*WHAT TO WORK ON:* Transcribe the listing verbatim. Do not carry over any pictures.
########################################
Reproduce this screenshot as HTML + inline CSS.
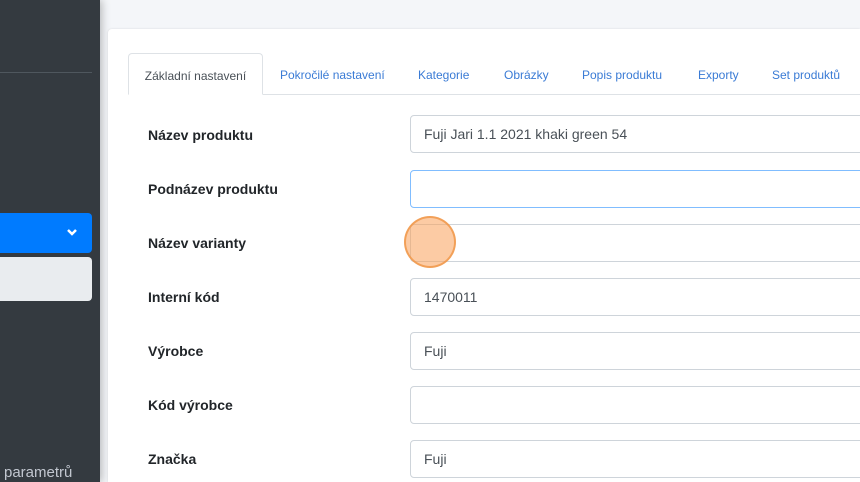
<!DOCTYPE html>
<html><head><meta charset="utf-8"><style>
*{box-sizing:border-box;margin:0;padding:0}
html,body{width:860px;height:482px;overflow:hidden}
body{background:#f4f6f9;font-family:"Liberation Sans",sans-serif;position:relative}
.sb{position:absolute;left:0;top:0;width:100px;height:482px;background:#343a40;box-shadow:2px 0 8px rgba(0,0,0,.25)}
.sb .ln{position:absolute;left:0;top:72px;width:92px;height:1px;background:#4f575e}
.sb .blue{position:absolute;left:0;top:213px;width:92px;height:40px;background:#007bff;border-radius:0 4px 4px 0}
.sb .blue svg{position:absolute;left:66px;top:14px}
.sb .gray{position:absolute;left:0;top:257px;width:92px;height:44px;background:#e9ecef;border-radius:0 4px 4px 0}
.sb .par{position:absolute;left:4px;top:464px;color:#c2c7d0;font-size:15px}
.card{position:absolute;left:108px;top:29px;width:752px;height:453px;background:#fff;border-radius:4px 0 0 0;box-shadow:0 0 2px rgba(0,0,0,.12)}
.tabs{position:absolute;left:20px;top:24px;right:0;height:42px;border-bottom:1px solid #dee2e6}
.tab{position:absolute;top:0;height:42px;line-height:44px;font-size:12px;color:#3a7bd5}
.tab.act{left:0;width:135px;border:1px solid #dee2e6;border-bottom:1px solid #fff;border-radius:4px 4px 0 0;color:#495057;text-align:center;height:42px;background:#fff}
.lbl{position:absolute;left:40px;font-size:14px;font-weight:bold;color:#212529}
.inp{position:absolute;left:302px;width:470px;height:38px;border:1px solid #ced4da;border-radius:4px;font-size:14px;color:#495057;padding-left:13px;line-height:36px}
.inp.f{border-color:#80bdff}
.dot{position:absolute;left:404px;top:216px;width:52px;height:52px;border-radius:50%;background:rgba(250,160,90,.55);border:2px solid rgba(240,150,70,.8)}
</style></head><body>
<div class="sb"><div class="ln"></div><div class="blue"><svg width="12" height="10" viewBox="0 0 12 10"><path d="M2 3l4 4 4-4" stroke="#fff" stroke-width="2.5" fill="none"/></svg></div><div class="gray"></div><div class="par">parametrů</div></div>
<div class="card">
<div class="tabs">
<div class="tab act">Základní nastavení</div>
<div class="tab" style="left:152px">Pokročilé nastavení</div>
<div class="tab" style="left:290px">Kategorie</div>
<div class="tab" style="left:376px">Obrázky</div>
<div class="tab" style="left:454px">Popis produktu</div>
<div class="tab" style="left:570px">Exporty</div>
<div class="tab" style="left:644px">Set produktů</div>
</div>
<div class="lbl" style="top:98px">Název produktu</div><div class="inp" style="top:86px">Fuji Jari 1.1 2021 khaki green 54</div>
<div class="lbl" style="top:152px">Podnázev produktu</div><div class="inp f" style="top:141px"></div>
<div class="lbl" style="top:206px">Název varianty</div><div class="inp" style="top:195px"></div>
<div class="lbl" style="top:260px">Interní kód</div><div class="inp" style="top:249px">1470011</div>
<div class="lbl" style="top:314px">Výrobce</div><div class="inp" style="top:303px">Fuji</div>
<div class="lbl" style="top:368px">Kód výrobce</div><div class="inp" style="top:357px"></div>
<div class="lbl" style="top:422px">Značka</div><div class="inp" style="top:411px">Fuji</div>
</div>
<div class="dot"></div>
</body></html>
########################################
*TASK RESULT:*
Reproduce this screenshot as HTML + inline CSS.
<!DOCTYPE html>
<html><head><meta charset="utf-8"><style>
*{box-sizing:border-box;margin:0;padding:0}
html,body{width:860px;height:482px;overflow:hidden}
body{background:#f4f6f9;font-family:"Liberation Sans",sans-serif;position:relative}
.sb{position:absolute;left:0;top:0;width:100px;height:482px;background:#343a40;box-shadow:2px 0 8px rgba(0,0,0,.25)}
.sb .ln{position:absolute;left:0;top:72px;width:92px;height:1px;background:#4f575e}
.sb .blue{position:absolute;left:0;top:213px;width:92px;height:40px;background:#007bff;border-radius:0 4px 4px 0}
.sb .blue svg{position:absolute;left:66px;top:14px}
.sb .gray{position:absolute;left:0;top:257px;width:92px;height:44px;background:#e9ecef;border-radius:0 4px 4px 0}
.sb .par{position:absolute;left:4px;top:464px;color:#c2c7d0;font-size:15px}
.card{position:absolute;left:108px;top:29px;width:752px;height:453px;background:#fff;border-radius:4px 0 0 0;box-shadow:0 0 2px rgba(0,0,0,.12)}
.tabs{position:absolute;left:20px;top:24px;right:0;height:42px;border-bottom:1px solid #dee2e6}
.tab{position:absolute;top:0;height:42px;line-height:44px;font-size:12px;color:#3a7bd5}
.tab.act{left:0;width:135px;border:1px solid #dee2e6;border-bottom:1px solid #fff;border-radius:4px 4px 0 0;color:#495057;text-align:center;height:42px;background:#fff}
.lbl{position:absolute;left:40px;font-size:14px;font-weight:bold;color:#212529}
.inp{position:absolute;left:302px;width:470px;height:38px;border:1px solid #ced4da;border-radius:4px;font-size:14px;color:#495057;padding-left:13px;line-height:36px}
.inp.f{border-color:#80bdff}
.dot{position:absolute;left:404px;top:216px;width:52px;height:52px;border-radius:50%;background:rgba(250,160,90,.55);border:2px solid rgba(240,150,70,.8)}
</style></head><body>
<div class="sb"><div class="ln"></div><div class="blue"><svg width="12" height="10" viewBox="0 0 12 10"><path d="M2 3l4 4 4-4" stroke="#fff" stroke-width="2.5" fill="none"/></svg></div><div class="gray"></div><div class="par">parametrů</div></div>
<div class="card">
<div class="tabs">
<div class="tab act">Základní nastavení</div>
<div class="tab" style="left:152px">Pokročilé nastavení</div>
<div class="tab" style="left:290px">Kategorie</div>
<div class="tab" style="left:376px">Obrázky</div>
<div class="tab" style="left:454px">Popis produktu</div>
<div class="tab" style="left:570px">Exporty</div>
<div class="tab" style="left:644px">Set produktů</div>
</div>
<div class="lbl" style="top:98px">Název produktu</div><div class="inp" style="top:86px">Fuji Jari 1.1 2021 khaki green 54</div>
<div class="lbl" style="top:152px">Podnázev produktu</div><div class="inp f" style="top:141px"></div>
<div class="lbl" style="top:206px">Název varianty</div><div class="inp" style="top:195px"></div>
<div class="lbl" style="top:260px">Interní kód</div><div class="inp" style="top:249px">1470011</div>
<div class="lbl" style="top:314px">Výrobce</div><div class="inp" style="top:303px">Fuji</div>
<div class="lbl" style="top:368px">Kód výrobce</div><div class="inp" style="top:357px"></div>
<div class="lbl" style="top:422px">Značka</div><div class="inp" style="top:411px">Fuji</div>
</div>
<div class="dot"></div>
</body></html>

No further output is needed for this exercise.